Adore is, at its core, inconceivably silly. Despite characteristically strong performances by Naomi Watts and Robin Wright, the film is on the border of pushing the envelope and devolving to ludicrousness. As life-long friends, Lil (Watts) and Roz (Wright) are inseparable. Their childhoods spent together floating on a raft in the water is only a testament to the island that they both inhabit. Shortly after the film begins, Lil’s unseen husband perishes and we witness his funeral, with Roz at her side. Also flanking them are their respective sons who grow with the same camaraderie that Roz and Lil share.
However, there’s an awkwardness on afternoon as the two middle-aged women lay on the beach, watching their sons surfing. The boys’ muscles glisten in the sun and salt water, and prompts Lil to observe that they are like gods. The foreshadowing here is rather palpable, so when Ian (Xavier Samuel), Lil’s son, sleeps with Roz, it’s less a surprise and more of an anticipated moment to move the movie along.
The same can be said for the supposed retaliation that Roz’s son Tom (James Frechville) takes on Ian – or his mom? – when he sleeps with Lil. Or, maybe he’s taking his revenge on Lil seeing as that he has vested interest aside from “doing to her what Ian did to” his mom.
The convoluted nature of this x-shaped narrative hardly makes the film provocative; rather, it devolves the film to a boring realm of creative bankruptcy. I suppose it’s understandable why Tom is hurt by Ian’s actions, but the one glaring omission from this narrative is that Roz is still married. We meet her husband. He seems a bit distant emotionally – and physically in that he takes a job in Sydney thirty minutes into the movie – but it’s never clear why he deserves to be so readily cuckolded.
Then there’s the allusion to Roz and Lil’s potential homosexuality, something not lost on Roz’s husband who notes that the women are sort of “lezbos,” and Lil who repeatedly refutes that they are “lezbos.” Thus, at times, the film tries to convince us that the two women sharing each other’s son is a way of reliving their own youths.
But again, there is little interest in Roz’s infidelity – at least as far as her husband is concerned.
But there is the perfunctory need for both women to swear that both transgressions were one time occurrences that can never happen again. Why? Because this is the apparently necessary reaction, but there is never any real discussion as to why the transgressions are wrong.
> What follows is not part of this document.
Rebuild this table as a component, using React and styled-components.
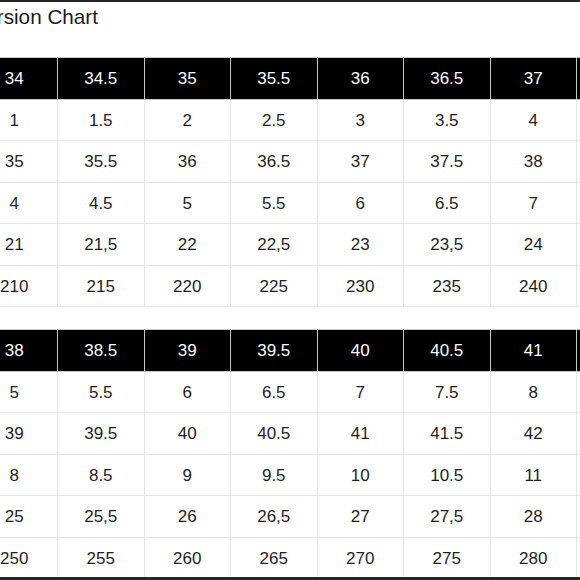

It’s as if we’re supposed to assume that our moral compasses all point in the same way. This is not to suggest that friends should start dating with and sleeping with their peers’ mothers. However, if a film is going to attempt to be provocative and explore an often-unopened box – Y Tu Mama Tambien notwithstanding – then there should be some discourse or some substance beyond the perfunctory: this is wrong because it will most likely be seen as awkward and uncomfortable for the audience.